::: INPUT

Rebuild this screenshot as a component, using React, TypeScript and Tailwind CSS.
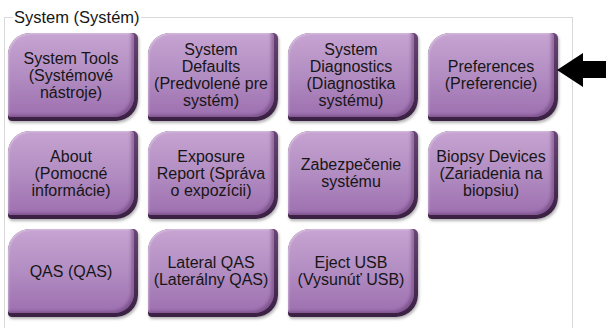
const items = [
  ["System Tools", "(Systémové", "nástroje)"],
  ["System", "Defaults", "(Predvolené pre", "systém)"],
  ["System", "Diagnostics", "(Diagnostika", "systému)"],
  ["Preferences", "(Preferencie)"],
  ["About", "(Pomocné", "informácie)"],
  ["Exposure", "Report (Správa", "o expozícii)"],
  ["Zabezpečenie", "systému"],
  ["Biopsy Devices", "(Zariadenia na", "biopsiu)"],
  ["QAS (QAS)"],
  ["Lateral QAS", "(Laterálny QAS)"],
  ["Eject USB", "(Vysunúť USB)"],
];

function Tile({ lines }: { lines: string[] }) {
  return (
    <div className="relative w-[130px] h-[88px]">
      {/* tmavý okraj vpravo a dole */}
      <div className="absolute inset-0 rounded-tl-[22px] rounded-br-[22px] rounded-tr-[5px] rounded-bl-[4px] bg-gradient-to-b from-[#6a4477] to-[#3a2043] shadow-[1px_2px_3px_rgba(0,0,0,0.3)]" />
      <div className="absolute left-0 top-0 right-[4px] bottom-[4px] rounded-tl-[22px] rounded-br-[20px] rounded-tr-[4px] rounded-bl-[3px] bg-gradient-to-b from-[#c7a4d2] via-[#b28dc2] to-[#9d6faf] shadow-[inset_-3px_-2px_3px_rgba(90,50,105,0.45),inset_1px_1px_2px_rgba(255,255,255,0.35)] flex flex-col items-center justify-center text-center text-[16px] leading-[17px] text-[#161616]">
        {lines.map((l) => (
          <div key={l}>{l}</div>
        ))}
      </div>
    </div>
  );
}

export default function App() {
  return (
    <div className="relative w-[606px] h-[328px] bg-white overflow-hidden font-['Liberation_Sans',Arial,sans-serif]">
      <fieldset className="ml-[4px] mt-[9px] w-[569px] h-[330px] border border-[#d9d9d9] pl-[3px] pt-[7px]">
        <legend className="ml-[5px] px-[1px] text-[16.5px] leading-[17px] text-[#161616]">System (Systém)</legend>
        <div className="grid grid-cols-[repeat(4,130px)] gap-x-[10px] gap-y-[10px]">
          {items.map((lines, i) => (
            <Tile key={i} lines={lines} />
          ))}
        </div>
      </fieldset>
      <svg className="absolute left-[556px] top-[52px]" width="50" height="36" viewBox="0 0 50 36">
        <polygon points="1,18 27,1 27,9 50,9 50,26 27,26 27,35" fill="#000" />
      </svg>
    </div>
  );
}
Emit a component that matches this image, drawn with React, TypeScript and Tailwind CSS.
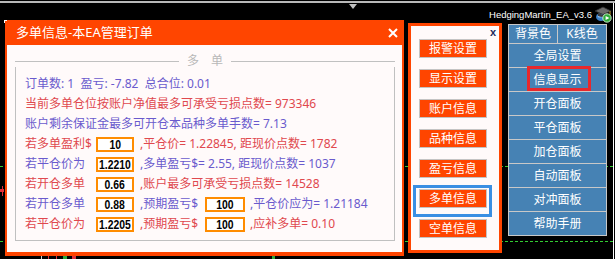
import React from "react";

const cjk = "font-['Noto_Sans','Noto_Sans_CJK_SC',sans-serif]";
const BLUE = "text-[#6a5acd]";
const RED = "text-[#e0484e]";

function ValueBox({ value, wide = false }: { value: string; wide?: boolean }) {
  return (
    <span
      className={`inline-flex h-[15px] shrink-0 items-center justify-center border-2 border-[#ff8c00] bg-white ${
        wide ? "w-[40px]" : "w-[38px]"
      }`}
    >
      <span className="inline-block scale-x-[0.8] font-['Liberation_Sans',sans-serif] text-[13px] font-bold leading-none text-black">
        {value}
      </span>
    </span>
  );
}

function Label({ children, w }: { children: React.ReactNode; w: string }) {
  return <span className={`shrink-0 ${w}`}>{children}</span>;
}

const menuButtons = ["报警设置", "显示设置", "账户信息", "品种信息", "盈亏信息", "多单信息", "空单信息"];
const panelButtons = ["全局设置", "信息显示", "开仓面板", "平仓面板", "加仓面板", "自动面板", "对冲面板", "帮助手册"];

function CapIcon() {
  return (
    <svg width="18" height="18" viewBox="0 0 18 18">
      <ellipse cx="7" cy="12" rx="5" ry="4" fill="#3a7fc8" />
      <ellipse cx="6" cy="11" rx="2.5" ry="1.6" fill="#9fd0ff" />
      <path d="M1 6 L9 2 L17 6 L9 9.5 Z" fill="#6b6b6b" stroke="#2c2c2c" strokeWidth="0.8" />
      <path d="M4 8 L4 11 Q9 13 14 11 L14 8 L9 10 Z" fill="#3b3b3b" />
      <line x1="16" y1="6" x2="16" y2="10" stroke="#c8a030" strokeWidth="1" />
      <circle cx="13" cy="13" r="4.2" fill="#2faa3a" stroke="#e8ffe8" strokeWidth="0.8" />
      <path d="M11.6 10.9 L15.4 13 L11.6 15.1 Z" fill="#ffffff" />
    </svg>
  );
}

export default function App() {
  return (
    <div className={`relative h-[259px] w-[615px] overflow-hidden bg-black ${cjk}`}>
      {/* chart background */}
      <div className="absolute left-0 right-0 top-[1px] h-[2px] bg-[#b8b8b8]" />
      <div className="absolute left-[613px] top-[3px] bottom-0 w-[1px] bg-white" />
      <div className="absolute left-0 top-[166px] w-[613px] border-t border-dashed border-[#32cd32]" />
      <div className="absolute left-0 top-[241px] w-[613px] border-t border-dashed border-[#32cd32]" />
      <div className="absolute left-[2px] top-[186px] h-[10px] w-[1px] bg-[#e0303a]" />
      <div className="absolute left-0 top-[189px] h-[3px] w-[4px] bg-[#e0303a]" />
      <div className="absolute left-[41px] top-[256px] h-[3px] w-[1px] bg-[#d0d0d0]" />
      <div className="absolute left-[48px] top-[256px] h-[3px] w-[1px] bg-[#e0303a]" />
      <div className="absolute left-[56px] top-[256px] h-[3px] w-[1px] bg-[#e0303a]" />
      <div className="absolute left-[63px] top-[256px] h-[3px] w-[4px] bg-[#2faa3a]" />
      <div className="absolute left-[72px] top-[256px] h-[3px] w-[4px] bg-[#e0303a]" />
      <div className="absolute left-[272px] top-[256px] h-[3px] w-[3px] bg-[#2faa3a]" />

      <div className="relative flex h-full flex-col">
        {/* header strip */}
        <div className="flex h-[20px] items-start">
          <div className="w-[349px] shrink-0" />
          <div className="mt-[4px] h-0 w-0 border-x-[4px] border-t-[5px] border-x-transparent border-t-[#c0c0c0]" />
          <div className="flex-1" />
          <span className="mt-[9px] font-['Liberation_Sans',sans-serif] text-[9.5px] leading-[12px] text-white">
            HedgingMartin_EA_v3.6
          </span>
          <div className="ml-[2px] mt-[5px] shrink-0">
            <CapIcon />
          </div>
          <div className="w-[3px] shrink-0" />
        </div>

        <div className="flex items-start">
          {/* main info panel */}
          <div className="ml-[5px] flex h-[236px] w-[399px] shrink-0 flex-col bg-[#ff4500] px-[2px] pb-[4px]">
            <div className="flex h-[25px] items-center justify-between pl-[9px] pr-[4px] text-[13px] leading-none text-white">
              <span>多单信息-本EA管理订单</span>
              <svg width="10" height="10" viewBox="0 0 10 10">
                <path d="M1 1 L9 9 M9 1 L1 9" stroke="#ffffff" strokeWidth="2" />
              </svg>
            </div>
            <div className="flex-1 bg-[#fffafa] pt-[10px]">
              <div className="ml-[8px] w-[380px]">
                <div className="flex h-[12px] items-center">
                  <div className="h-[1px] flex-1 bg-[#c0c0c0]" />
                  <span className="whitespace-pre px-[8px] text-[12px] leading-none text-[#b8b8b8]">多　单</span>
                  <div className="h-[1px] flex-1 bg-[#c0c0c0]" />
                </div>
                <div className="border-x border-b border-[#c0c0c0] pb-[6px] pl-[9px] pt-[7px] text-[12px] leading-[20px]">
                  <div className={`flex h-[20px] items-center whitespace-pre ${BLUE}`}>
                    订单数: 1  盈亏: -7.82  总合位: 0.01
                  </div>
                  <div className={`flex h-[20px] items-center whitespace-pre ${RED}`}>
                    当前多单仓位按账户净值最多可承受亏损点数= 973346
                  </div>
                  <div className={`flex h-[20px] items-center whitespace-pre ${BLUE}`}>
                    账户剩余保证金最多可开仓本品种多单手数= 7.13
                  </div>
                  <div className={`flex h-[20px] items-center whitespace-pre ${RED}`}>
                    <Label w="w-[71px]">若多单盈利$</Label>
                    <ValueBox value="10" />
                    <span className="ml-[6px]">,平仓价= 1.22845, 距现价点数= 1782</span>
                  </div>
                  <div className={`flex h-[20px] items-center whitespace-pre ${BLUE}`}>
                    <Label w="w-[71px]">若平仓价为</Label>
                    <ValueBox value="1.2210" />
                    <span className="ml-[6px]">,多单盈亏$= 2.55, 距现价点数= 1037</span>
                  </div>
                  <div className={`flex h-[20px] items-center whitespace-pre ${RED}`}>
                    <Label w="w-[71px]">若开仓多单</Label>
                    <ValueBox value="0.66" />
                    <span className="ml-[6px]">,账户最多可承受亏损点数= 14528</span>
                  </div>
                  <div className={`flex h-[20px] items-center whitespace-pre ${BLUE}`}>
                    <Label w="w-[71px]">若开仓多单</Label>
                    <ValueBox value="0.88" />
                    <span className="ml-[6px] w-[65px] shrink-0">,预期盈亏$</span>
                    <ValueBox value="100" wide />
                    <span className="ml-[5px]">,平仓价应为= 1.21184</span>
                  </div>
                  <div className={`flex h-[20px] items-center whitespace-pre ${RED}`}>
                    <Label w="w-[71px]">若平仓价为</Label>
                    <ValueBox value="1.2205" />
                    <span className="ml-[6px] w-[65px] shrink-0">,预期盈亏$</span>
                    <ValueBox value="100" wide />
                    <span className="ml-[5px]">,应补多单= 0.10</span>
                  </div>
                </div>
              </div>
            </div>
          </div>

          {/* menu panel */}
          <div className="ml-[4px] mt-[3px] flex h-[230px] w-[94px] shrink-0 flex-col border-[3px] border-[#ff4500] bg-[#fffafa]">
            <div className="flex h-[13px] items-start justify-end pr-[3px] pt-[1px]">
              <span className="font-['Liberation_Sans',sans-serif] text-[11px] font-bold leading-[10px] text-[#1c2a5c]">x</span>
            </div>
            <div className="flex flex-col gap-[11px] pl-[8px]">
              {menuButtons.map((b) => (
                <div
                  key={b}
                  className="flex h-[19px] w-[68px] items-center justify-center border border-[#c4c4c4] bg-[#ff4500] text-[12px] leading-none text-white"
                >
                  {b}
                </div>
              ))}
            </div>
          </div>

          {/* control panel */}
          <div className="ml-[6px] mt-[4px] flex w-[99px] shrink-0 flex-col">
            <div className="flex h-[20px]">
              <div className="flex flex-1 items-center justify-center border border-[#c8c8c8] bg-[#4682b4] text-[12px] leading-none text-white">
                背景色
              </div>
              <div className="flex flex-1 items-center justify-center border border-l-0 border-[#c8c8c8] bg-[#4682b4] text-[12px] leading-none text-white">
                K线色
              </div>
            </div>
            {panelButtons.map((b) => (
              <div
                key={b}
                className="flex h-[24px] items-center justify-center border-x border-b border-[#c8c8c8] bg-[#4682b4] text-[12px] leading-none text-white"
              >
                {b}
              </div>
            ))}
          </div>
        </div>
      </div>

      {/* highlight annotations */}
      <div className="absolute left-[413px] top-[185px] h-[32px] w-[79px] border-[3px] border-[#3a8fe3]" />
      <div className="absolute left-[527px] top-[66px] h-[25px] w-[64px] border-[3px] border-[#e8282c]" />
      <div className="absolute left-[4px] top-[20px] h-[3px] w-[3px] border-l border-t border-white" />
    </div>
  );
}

::::::

**TASK BRIEF:** Copy nothing but the lines from the first one in the listing through the line with "import React from", and omit the pictures.

**REPLY TO THE EXERCISE:**
Rebuild this screenshot as a component, using React, TypeScript and Tailwind CSS.
const items = [
  ["System Tools", "(Systémové", "nástroje)"],
  ["System", "Defaults", "(Predvolené pre", "systém)"],
  ["System", "Diagnostics", "(Diagnostika", "systému)"],
  ["Preferences", "(Preferencie)"],
  ["About", "(Pomocné", "informácie)"],
  ["Exposure", "Report (Správa", "o expozícii)"],
  ["Zabezpečenie", "systému"],
  ["Biopsy Devices", "(Zariadenia na", "biopsiu)"],
  ["QAS (QAS)"],
  ["Lateral QAS", "(Laterálny QAS)"],
  ["Eject USB", "(Vysunúť USB)"],
];

function Tile({ lines }: { lines: string[] }) {
  return (
    <div className="relative w-[130px] h-[88px]">
      {/* tmavý okraj vpravo a dole */}
      <div className="absolute inset-0 rounded-tl-[22px] rounded-br-[22px] rounded-tr-[5px] rounded-bl-[4px] bg-gradient-to-b from-[#6a4477] to-[#3a2043] shadow-[1px_2px_3px_rgba(0,0,0,0.3)]" />
      <div className="absolute left-0 top-0 right-[4px] bottom-[4px] rounded-tl-[22px] rounded-br-[20px] rounded-tr-[4px] rounded-bl-[3px] bg-gradient-to-b from-[#c7a4d2] via-[#b28dc2] to-[#9d6faf] shadow-[inset_-3px_-2px_3px_rgba(90,50,105,0.45),inset_1px_1px_2px_rgba(255,255,255,0.35)] flex flex-col items-center justify-center text-center text-[16px] leading-[17px] text-[#161616]">
        {lines.map((l) => (
          <div key={l}>{l}</div>
        ))}
      </div>
    </div>
  );
}

export default function App() {
  return (
    <div className="relative w-[606px] h-[328px] bg-white overflow-hidden font-['Liberation_Sans',Arial,sans-serif]">
      <fieldset className="ml-[4px] mt-[9px] w-[569px] h-[330px] border border-[#d9d9d9] pl-[3px] pt-[7px]">
        <legend className="ml-[5px] px-[1px] text-[16.5px] leading-[17px] text-[#161616]">System (Systém)</legend>
        <div className="grid grid-cols-[repeat(4,130px)] gap-x-[10px] gap-y-[10px]">
          {items.map((lines, i) => (
            <Tile key={i} lines={lines} />
          ))}
        </div>
      </fieldset>
      <svg className="absolute left-[556px] top-[52px]" width="50" height="36" viewBox="0 0 50 36">
        <polygon points="1,18 27,1 27,9 50,9 50,26 27,26 27,35" fill="#000" />
      </svg>
    </div>
  );
}
Emit a component that matches this image, drawn with React, TypeScript and Tailwind CSS.
import React from "react";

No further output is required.